Customer Acquisition Cost = Sales and Marketing Costs / New Customers Won
If your total marketing expenses are Ghc 20,000. Then acquired 50 new customers in a given month, the calculation would look like this: Ghc 20,000 / 50 = Ghc 400 CAC
Ideally, the value of a customer should be three times more than the cost of acquiring them.
It sounds straightforward and it is. But the fact remains, you need to know these numbers. When you understand what drives your business the better chance of business growth.
Average daily sales
You may also be interested in daily performance. Your average daily sales are the number of sales your business generated in a given period.
To calculate your average daily sales. Let’s assume your business generated Ghc 40,000 in annual sales last year. Now divide your annual sales of Ghc 40,000 by 365 to get Ghc 109.59 in average daily sales.
Average daily sales = Annual sales /number of periods
Conversion Rate
The conversion rate is the average number of conversions per ad click, shown as a percentage.
Conversion rates are calculated by taking the number of conversions and dividing that by the number of total ad clicks that can be tracked to a conversion during the same period. For example, if you had 50 conversions from 1,000 clicks, your conversion rate would be 5%, since 50 ÷ 1,000 = 5%.
If you’re tracking more than one conversion action, or you choose to count “Every” conversion, your conversion rate might be over 100% because more than one conversion can be counted for each click.
Use conversion tracking in your Google AdWords account to measure your conversion rates and use them to help guide your advertising decisions.
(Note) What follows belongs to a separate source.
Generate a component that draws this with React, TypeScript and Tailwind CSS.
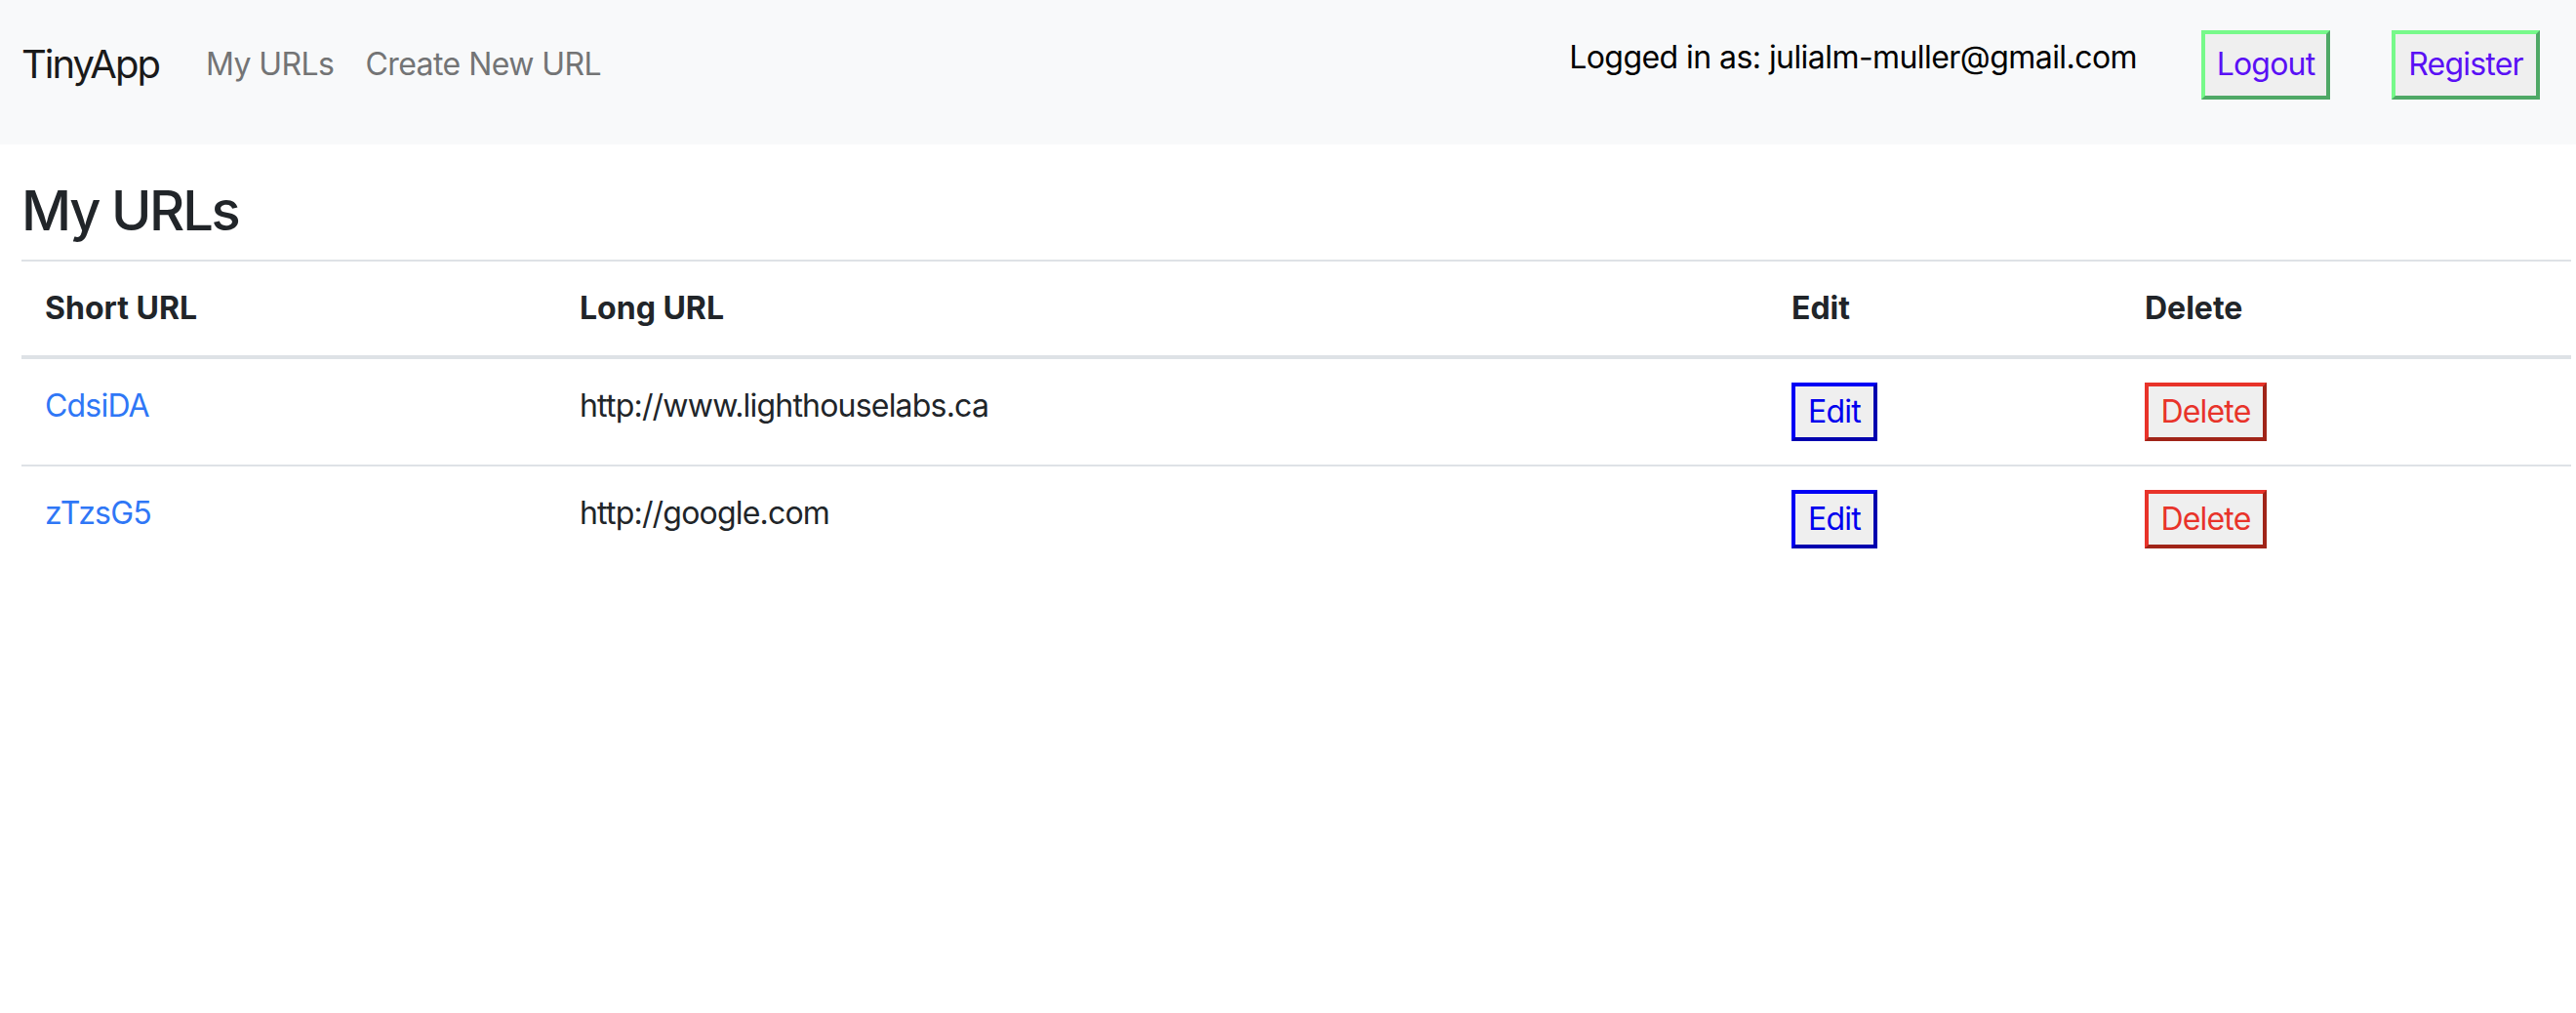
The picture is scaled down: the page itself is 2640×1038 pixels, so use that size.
const urls = [
  { short: "CdsiDA", long: "http://www.lighthouselabs.ca" },
  { short: "zTzsG5", long: "http://google.com" },
];

function NavBar() {
  return (
    <nav className="flex h-[148px] items-center bg-[#f8f9fa] pb-[16px] tracking-[-0.035em]">
      <a className="ml-[22px] mr-[32px] text-[40px] leading-[60px] tracking-[-0.05em] text-[#1a1a1a]">TinyApp</a>
      <a className="px-[16px] text-[32px] leading-[48px] text-[#737475]">My URLs</a>
      <a className="px-[16px] text-[32px] leading-[48px] text-[#737475]">Create New URL</a>

      <div className="ml-auto mr-[37px] flex items-center">
        <span className="mb-[15px] mr-[66px] text-[32px] leading-[48px] text-black">
          Logged in as: julialm-muller@gmail.com
        </span>
        <button className="flex h-[71px] w-[132px] items-center justify-center border-4 border-t-[#77f98a] border-l-[#77f98a] border-b-[#4fa866] border-r-[#4fa866] bg-[#efefef] text-[32px] tracking-[-0.025em] text-[#5a10f5]">
          Logout
        </button>
        <button className="ml-[63px] flex h-[71px] w-[152px] items-center justify-center border-4 border-t-[#77f98a] border-l-[#77f98a] border-b-[#4fa866] border-r-[#4fa866] bg-[#efefef] text-[32px] tracking-[-0.025em] text-[#5a10f5]">
          Register
        </button>
      </div>
    </nav>
  );
}

export default function App() {
  return (
    <main className="min-h-screen bg-white font-['Inter','Liberation_Sans',sans-serif] text-[#212529]">
      <NavBar />

      <section className="ml-[22px] mr-[5px]">
        <h2 className="mt-[35px] mb-[16px] text-[56px] font-medium leading-[67px] tracking-[-0.04em]">My URLs</h2>

        <table className="w-full table-fixed border-collapse border-t-2 border-[#dee2e6] text-[32px] leading-[48px]">
          <thead>
            <tr className="border-b-4 border-[#dee2e6] text-left">
              <th className="w-[548px] p-[24px] font-bold">Short URL</th>
              <th className="w-[1242px] p-[24px] font-bold">Long URL</th>
              <th className="w-[362px] p-[24px] font-bold">Edit</th>
              <th className="p-[24px] font-bold">Delete</th>
            </tr>
          </thead>
          <tbody className="tracking-[-0.025em]">
            {urls.map((u, i) => (
              <tr key={u.short} className={i > 0 ? "border-t-2 border-[#dee2e6]" : ""}>
                <td className="p-[24px] align-top">
                  <a className="text-[#2f77f6]">{u.short}</a>
                </td>
                <td className="p-[24px] align-top">{u.long}</td>
                <td className="p-[24px] align-top">
                  <button className="flex h-[60px] w-[88px] items-center justify-center border-4 border-t-[#0000f5] border-l-[#0000f5] border-b-[#0000ae] border-r-[#0000ae] bg-[#efefef] text-[32px] text-[#0000ee]">
                    Edit
                  </button>
                </td>
                <td className="p-[24px] align-top">
                  <button className="flex h-[60px] w-[125px] items-center justify-center border-4 border-t-[#e8332a] border-l-[#e8332a] border-b-[#a02418] border-r-[#a02418] bg-[#efefef] text-[32px] text-[#e8332a]">
                    Delete
                  </button>
                </td>
              </tr>
            ))}
          </tbody>
        </table>
      </section>
    </main>
  );
}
Website Traffic Lead Ratio
The Website Traffic Lead Ratio tells you how many of your website visitors convert to leads. This KPI is useful because it tells you the quality of your website traffic. It is especially important for businesses in which the website serves as a major business tool such as e-commerce.
This is the formula;
Website Visitors: leads = website lead ratio
The following is an example of how to calculate your Website Traffic Lead Ratio:
100,000 Website Visitors: 5,000 leads = 5% conversion
Step five: Make decisions based on your analysis, then adjust
In conclusion, figure out what you want to calculate and where you can track it. Think about both current customers and new customers and go do it.